Examples of Prime Factorization

Let's look at a few more quick examples to solidify your understanding.

Example 1: Prime Factorization of 48

1. Start with 2: 48 ÷ 2 = 24
2. Continue with 2: 24 ÷ 2 = 12
3. Continue with 2: 12 ÷ 2 = 6
4. Continue with 2: 6 ÷ 2 = 3
5. 3 is prime.

So, 48 = 2 × 2 × 2 × 2 × 3 = 2^4 × 3

Example 2: Prime Factorization of 75

1. 75 is not divisible by 2, so try 3: 75 ÷ 3 = 25
2. 25 is not divisible by 3, so try 5: 25 ÷ 5 = 5
3. 5 is prime.

So, 75 = 3 × 5 × 5 = 3 × 5^2

Example 3: Prime Factorization of 120

1. Start with 2: 120 ÷ 2 = 60
2. Continue with 2: 60 ÷ 2 = 30
3. Continue with 2: 30 ÷ 2 = 15
4. 15 is not divisible by 2, so try 3: 15 ÷ 3 = 5
5. 5 is prime.

So, 120 = 2 × 2 × 2 × 3 × 5 = 2^3 × 3 × 5

Tips and Tricks for Prime Factorization

Here are a few handy tips and tricks to make prime factorization even easier:

Start with 2

Always start with the smallest prime number, 2. If the number is even, you know it's divisible by 2.

Divisibility Rules

Learn some basic divisibility rules to quickly check if a number is divisible by a prime number.

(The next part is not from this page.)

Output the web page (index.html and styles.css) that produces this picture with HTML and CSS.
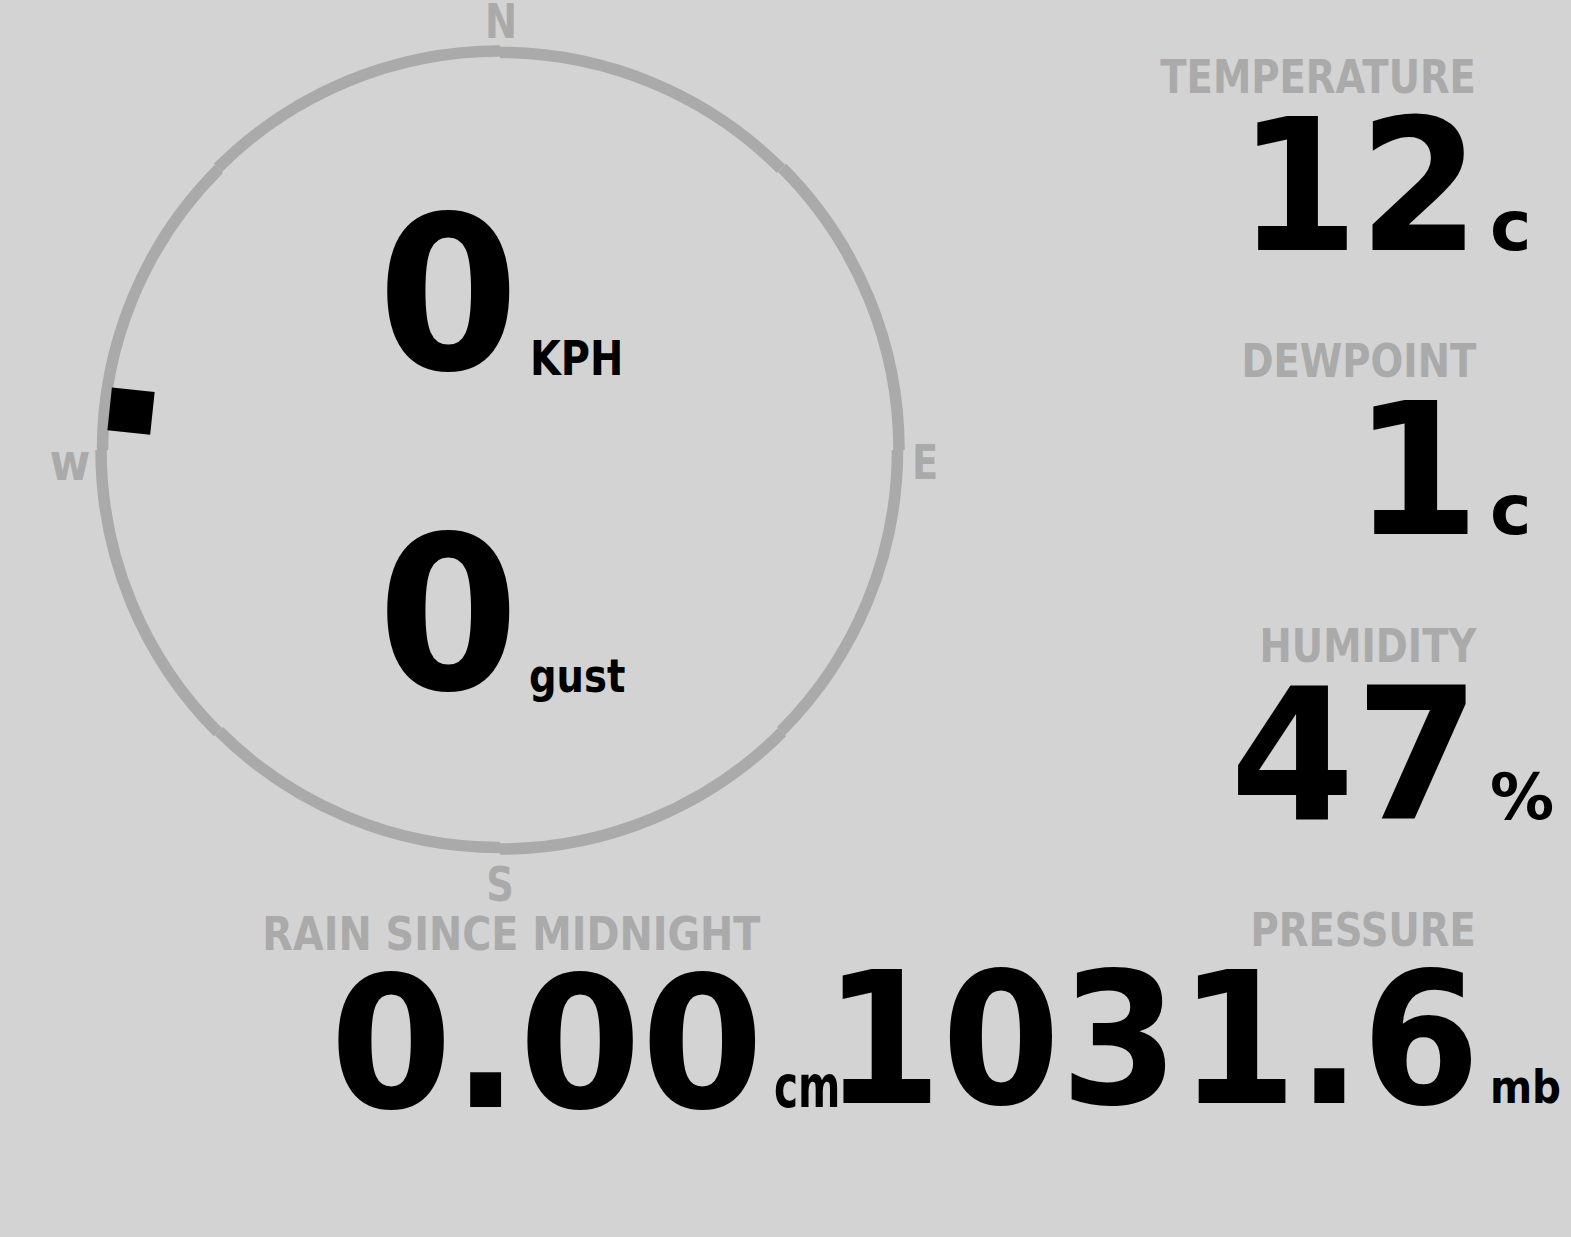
FILE: index.html
```html
<!DOCTYPE html>
<html lang="en">
<head>
<meta charset="utf-8">
<title>Weather</title>
<link rel="stylesheet" href="styles.css">
</head>
<body>
<div class="dash">
  <div class="left">
    <div class="compass">
      <svg class="dial" width="1000" height="905" viewBox="0 0 1000 905">
        <g class="ring">
          <path d="M500 52.5 A397.5 397.5 0 0 1 781.07 168.93"/>
          <path d="M782.14 167.86 A399 399 0 0 1 899 450"/>
          <path d="M897.5 450 A397.5 397.5 0 0 1 781.07 731.07"/>
          <path d="M782.14 732.14 A399 399 0 0 1 500 849"/>
          <path d="M500 847.5 A397.5 397.5 0 0 1 218.93 731.07"/>
          <path d="M217.86 732.14 A399 399 0 0 1 101 450"/>
          <path d="M102.5 450 A397.5 397.5 0 0 1 218.93 168.93"/>
          <path d="M217.86 167.86 A399 399 0 0 1 500 51"/>
        </g>
        <rect class="needle" x="478.5" y="57.5" width="43" height="43" transform="rotate(276 500 450)"/>
        <g class="cardinal">
          <text transform="translate(501 38) scale(.8 1)" text-anchor="middle">N</text>
          <text transform="translate(925 479) scale(.8 1)" text-anchor="middle">E</text>
          <text transform="translate(500 901) scale(.8 1)" text-anchor="middle">S</text>
          <text class="west" transform="translate(70 480) scale(.85 1)" text-anchor="middle">w</text>
        </g>
      </svg>
      <div class="speed-row"><span class="speed">0</span><span class="speed-unit">KPH</span></div>
      <div class="speed-row"><span class="speed">0</span><span class="speed-unit gust">gust</span></div>
    </div>
    <div class="reading rain">
      <div class="label rain-label">RAIN SINCE MIDNIGHT</div>
      <div class="value"><span class="num n-rain">0.00</span><span class="unit u-cm">cm</span></div>
    </div>
  </div>
  <div class="right">
    <div class="reading">
      <div class="label">TEMPERATURE</div>
      <div class="value"><span class="num n-temp">12</span><span class="unit u-c">c</span></div>
    </div>
    <div class="reading">
      <div class="label">DEWPOINT</div>
      <div class="value"><span class="num">1</span><span class="unit u-c">c</span></div>
    </div>
    <div class="reading">
      <div class="label">HUMIDITY</div>
      <div class="value"><span class="num n-hum">47</span><span class="unit u-pct">%</span></div>
    </div>
    <div class="reading">
      <div class="label">PRESSURE</div>
      <div class="value"><span class="num n-press">1031.6</span><span class="unit u-mb">mb</span></div>
    </div>
  </div>
</div>
</body>
</html>
```

FILE: styles.css
```css
html, body {
  margin: 0;
  padding: 0;
}
body {
  background: #d3d3d3;
  color: #000;
  font-family: "DejaVu Sans", "Liberation Sans", sans-serif;
  font-weight: bold;
}
.dash {
  display: flex;
  width: 1571px;
  height: 1237px;
  overflow: hidden;
}
.left {
  width: 1000px;
  flex: none;
  display: flex;
  flex-direction: column;
}
.compass {
  position: relative;
  height: 905px;
  box-sizing: border-box;
  padding-top: 195px;
  display: flex;
  flex-direction: column;
  gap: 120px;
}
.dial {
  position: absolute;
  left: 0;
  top: 0;
}
.ring path {
  fill: none;
  stroke: #aaaaaa;
  stroke-width: 11.5;
}
.needle {
  fill: #000;
}
.cardinal text {
  font-family: "DejaVu Sans", sans-serif;
  font-weight: bold;
  font-size: 48px;
  fill: #aaaaaa;
}
.cardinal .west {
  font-size: 52px;
}
.speed-row {
  position: relative;
  display: flex;
  align-items: baseline;
  height: 200px;
  padding-left: 370px;
  line-height: 200px;
}
.speed {
  font-size: 214px;
  transform: scaleX(.95);
  transform-origin: right;
}
.speed-unit {
  font-size: 48px;
  line-height: 1;
  margin-left: 11px;
  transform: translateY(6px) scaleX(.83);
  transform-origin: left;
}
.speed-unit.gust {
  font-size: 47px;
  margin-left: 10px;
  transform: translateY(3px) scaleX(.82);
}
.reading {
  display: flex;
  flex-direction: column;
  align-items: flex-end;
}
.rain {
  padding-top: 4.5px;
  padding-right: 145px;
}
.right {
  width: 571px;
  min-width: 0;
  flex: none;
  display: flex;
  flex-direction: column;
  padding-top: 52.5px;
  gap: 75.5px;
}
.label {
  font-size: 47px;
  line-height: 47px;
  height: 47px;
  color: #aaaaaa;
  margin-right: 95px;
  white-space: nowrap;
  transform: scaleX(.82);
  transform-origin: right;
}
.rain-label {
  transform: scaleX(.845);
}
.value {
  display: flex;
  align-items: baseline;
  height: 150px;
  margin-top: 12px;
  line-height: 150px;
  white-space: nowrap;
}
.num {
  font-size: 183px;
  transform-origin: right;
}
.n-temp {
  transform: scaleX(.95);
}
.n-hum {
  transform: scaleX(.98);
}
.n-rain {
  transform: scaleX(.96);
}
.n-press {
  transform: scaleX(.93);
}
.unit {
  width: 81px;
  margin-left: 10px;
  line-height: 1;
  transform-origin: left;
}
.u-c {
  font-size: 70px;
}
.u-pct {
  font-size: 64px;
}
.u-cm {
  font-size: 58px;
  transform: scaleX(.7);
}
.u-mb {
  font-size: 47px;
  transform: scaleX(.86);
}
```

For example:

• A number is divisible by 3 if the sum of its digits is divisible by 3.
• A number is divisible by 5 if it ends in 0 or 5.

Use a Factor Tree

A factor tree is a great visual aid for breaking down a number into its prime factors. It helps you keep track of your work and makes the process more organized.

Practice Makes Perfect

The more you practice prime factorization, the easier it will become. Start with small numbers and gradually work your way up to larger numbers.

Conclusion

So, there you have it! Prime factorization of 182 is as simple as breaking it down into its prime building blocks: 2 × 7 × 13. Whether you're simplifying fractions, diving into cryptography, or just exploring the wonders of number theory, understanding prime factorization is a valuable skill. Keep practicing, and you'll become a prime factorization pro in no time! You got this!